Objective | Omit any picture, and return the remaining data exactly as written.
---------- Data segment ----------
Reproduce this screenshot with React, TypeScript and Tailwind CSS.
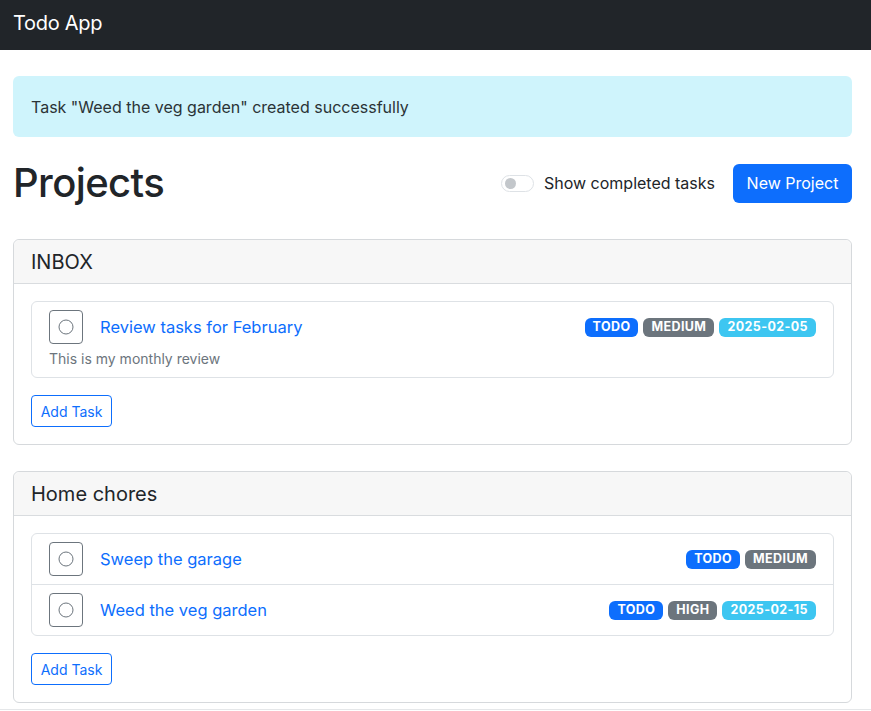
import React from "react"

type Task = {
    title: string
    description?: string
    priority: string
    due?: string
}

type Project = {
    name: string
    tasks: Task[]
}

const projects: Project[] = [
    {
        name: "INBOX",
        tasks: [
            { title: "Review tasks for February", description: "This is my monthly review", priority: "MEDIUM", due: "2025-02-05" },
        ],
    },
    {
        name: "Home chores",
        tasks: [
            { title: "Sweep the garage", priority: "MEDIUM" },
            { title: "Weed the veg garden", priority: "HIGH", due: "2025-02-15" },
        ],
    },
]

function Badge({ children, color }: { children: React.ReactNode; color: string }) {
    return (
        <span className={`${color} text-white text-[12.5px] font-bold leading-none h-[19px] px-[8px] rounded-[6px] flex items-center tracking-[0.4px]`}>
            {children}
        </span>
    )
}

function TaskRow({ task, last }: { task: Task; last: boolean }) {
    return (
        <div className={`px-[17px] py-[8px] ${last ? "" : "border-b border-[#dee2e6]"}`}>
            <div className="flex items-center">
                <button className="w-[34px] h-[34px] border border-[#6c757d] rounded-[4px] flex items-center justify-center shrink-0">
                    <svg width="16" height="16" viewBox="0 0 16 16">
                        <circle cx="8" cy="8" r="7" fill="none" stroke="#6c757d" strokeWidth="1" />
                    </svg>
                </button>
                <a href="#" className="ml-[17px] text-[#0d6efd] text-[16.5px]">{task.title}</a>
                <div className="ml-auto flex gap-[5px]">
                    <Badge color="bg-[#0d6efd]">TODO</Badge>
                    <Badge color="bg-[#6c757d]">{task.priority}</Badge>
                    {task.due && <Badge color="bg-[#3dc6f1]">{task.due}</Badge>}
                </div>
            </div>
            {task.description && (
                <p className="mt-[4px] text-[14px] leading-[21px] text-[#6c757d]">{task.description}</p>
            )}
        </div>
    )
}

function ProjectCard({ project }: { project: Project }) {
    return (
        <div className="border border-[#d6d9dc] rounded-[6px] mb-[26px]">
            <div className="h-[44px] bg-[#f7f7f7] border-b border-[#d9dcdf] px-[17px] flex items-center rounded-t-[6px]">
                <h2 className="text-[20px] text-[#212529]">{project.name}</h2>
            </div>
            <div className="p-[17px]">
                <div className="border border-[#dee2e6] rounded-[6px]">
                    {project.tasks.map((t, i) => (
                        <TaskRow key={t.title} task={t} last={i === project.tasks.length - 1} />
                    ))}
                </div>
                <button className="mt-[17px] w-[81px] h-[32px] border border-[#0d6efd] text-[#0d6efd] text-[14px] rounded-[4px] flex items-center justify-center">
                    Add Task
                </button>
            </div>
        </div>
    )
}

export default function App() {
    return (
        <div className="min-h-screen bg-white text-[#212529]" style={{ fontFamily: "Inter, 'Liberation Sans', sans-serif" }}>
            <nav className="h-[50px] bg-[#212529] px-[13px] pb-[4px] flex items-center">
                <span className="text-white text-[20px] tracking-[-0.3px]">Todo App</span>
            </nav>

            <main className="pl-[13px] pr-[19px] pt-[26px]">
                <div className="h-[61px] rounded-[6px] bg-[#cff4fc] px-[18px] flex items-center text-[16px] text-[#2b3336]">
                    Task "Weed the veg garden" created successfully
                </div>

                <div className="mt-[22px] h-[48px] flex items-center">
                    <h1 className="text-[40px] font-medium leading-[48px] tracking-[-0.6px]">Projects</h1>
                    <div className="ml-auto flex items-center">
                        <span className="w-[33px] h-[17px] rounded-full border border-[#dee2e6] flex items-center px-[3px]">
                            <span className="w-[11px] h-[11px] rounded-full bg-[#c3c7cb]" />
                        </span>
                        <span className="ml-[10px] text-[16px]">Show completed tasks</span>
                        <button className="ml-[18px] w-[119px] h-[39px] bg-[#0d6efd] text-white text-[16px] rounded-[6px]">
                            New Project
                        </button>
                    </div>
                </div>

                <div className="mt-[32px]">
                    {projects.map((p) => (
                        <ProjectCard key={p.name} project={p} />
                    ))}
                </div>
            </main>
            <div className="-mt-[20px] border-t border-[#e5e7e9]" />
        </div>
    )
}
----------
Result |
Reproduce this screenshot with React, TypeScript and Tailwind CSS.
import React from "react"

type Task = {
    title: string
    description?: string
    priority: string
    due?: string
}

type Project = {
    name: string
    tasks: Task[]
}

const projects: Project[] = [
    {
        name: "INBOX",
        tasks: [
            { title: "Review tasks for February", description: "This is my monthly review", priority: "MEDIUM", due: "2025-02-05" },
        ],
    },
    {
        name: "Home chores",
        tasks: [
            { title: "Sweep the garage", priority: "MEDIUM" },
            { title: "Weed the veg garden", priority: "HIGH", due: "2025-02-15" },
        ],
    },
]

function Badge({ children, color }: { children: React.ReactNode; color: string }) {
    return (
        <span className={`${color} text-white text-[12.5px] font-bold leading-none h-[19px] px-[8px] rounded-[6px] flex items-center tracking-[0.4px]`}>
            {children}
        </span>
    )
}

function TaskRow({ task, last }: { task: Task; last: boolean }) {
    return (
        <div className={`px-[17px] py-[8px] ${last ? "" : "border-b border-[#dee2e6]"}`}>
            <div className="flex items-center">
                <button className="w-[34px] h-[34px] border border-[#6c757d] rounded-[4px] flex items-center justify-center shrink-0">
                    <svg width="16" height="16" viewBox="0 0 16 16">
                        <circle cx="8" cy="8" r="7" fill="none" stroke="#6c757d" strokeWidth="1" />
                    </svg>
                </button>
                <a href="#" className="ml-[17px] text-[#0d6efd] text-[16.5px]">{task.title}</a>
                <div className="ml-auto flex gap-[5px]">
                    <Badge color="bg-[#0d6efd]">TODO</Badge>
                    <Badge color="bg-[#6c757d]">{task.priority}</Badge>
                    {task.due && <Badge color="bg-[#3dc6f1]">{task.due}</Badge>}
                </div>
            </div>
            {task.description && (
                <p className="mt-[4px] text-[14px] leading-[21px] text-[#6c757d]">{task.description}</p>
            )}
        </div>
    )
}

function ProjectCard({ project }: { project: Project }) {
    return (
        <div className="border border-[#d6d9dc] rounded-[6px] mb-[26px]">
            <div className="h-[44px] bg-[#f7f7f7] border-b border-[#d9dcdf] px-[17px] flex items-center rounded-t-[6px]">
                <h2 className="text-[20px] text-[#212529]">{project.name}</h2>
            </div>
            <div className="p-[17px]">
                <div className="border border-[#dee2e6] rounded-[6px]">
                    {project.tasks.map((t, i) => (
                        <TaskRow key={t.title} task={t} last={i === project.tasks.length - 1} />
                    ))}
                </div>
                <button className="mt-[17px] w-[81px] h-[32px] border border-[#0d6efd] text-[#0d6efd] text-[14px] rounded-[4px] flex items-center justify-center">
                    Add Task
                </button>
            </div>
        </div>
    )
}

export default function App() {
    return (
        <div className="min-h-screen bg-white text-[#212529]" style={{ fontFamily: "Inter, 'Liberation Sans', sans-serif" }}>
            <nav className="h-[50px] bg-[#212529] px-[13px] pb-[4px] flex items-center">
                <span className="text-white text-[20px] tracking-[-0.3px]">Todo App</span>
            </nav>

            <main className="pl-[13px] pr-[19px] pt-[26px]">
                <div className="h-[61px] rounded-[6px] bg-[#cff4fc] px-[18px] flex items-center text-[16px] text-[#2b3336]">
                    Task "Weed the veg garden" created successfully
                </div>

                <div className="mt-[22px] h-[48px] flex items-center">
                    <h1 className="text-[40px] font-medium leading-[48px] tracking-[-0.6px]">Projects</h1>
                    <div className="ml-auto flex items-center">
                        <span className="w-[33px] h-[17px] rounded-full border border-[#dee2e6] flex items-center px-[3px]">
                            <span className="w-[11px] h-[11px] rounded-full bg-[#c3c7cb]" />
                        </span>
                        <span className="ml-[10px] text-[16px]">Show completed tasks</span>
                        <button className="ml-[18px] w-[119px] h-[39px] bg-[#0d6efd] text-white text-[16px] rounded-[6px]">
                            New Project
                        </button>
                    </div>
                </div>

                <div className="mt-[32px]">
                    {projects.map((p) => (
                        <ProjectCard key={p.name} project={p} />
                    ))}
                </div>
            </main>
            <div className="-mt-[20px] border-t border-[#e5e7e9]" />
        </div>
    )
}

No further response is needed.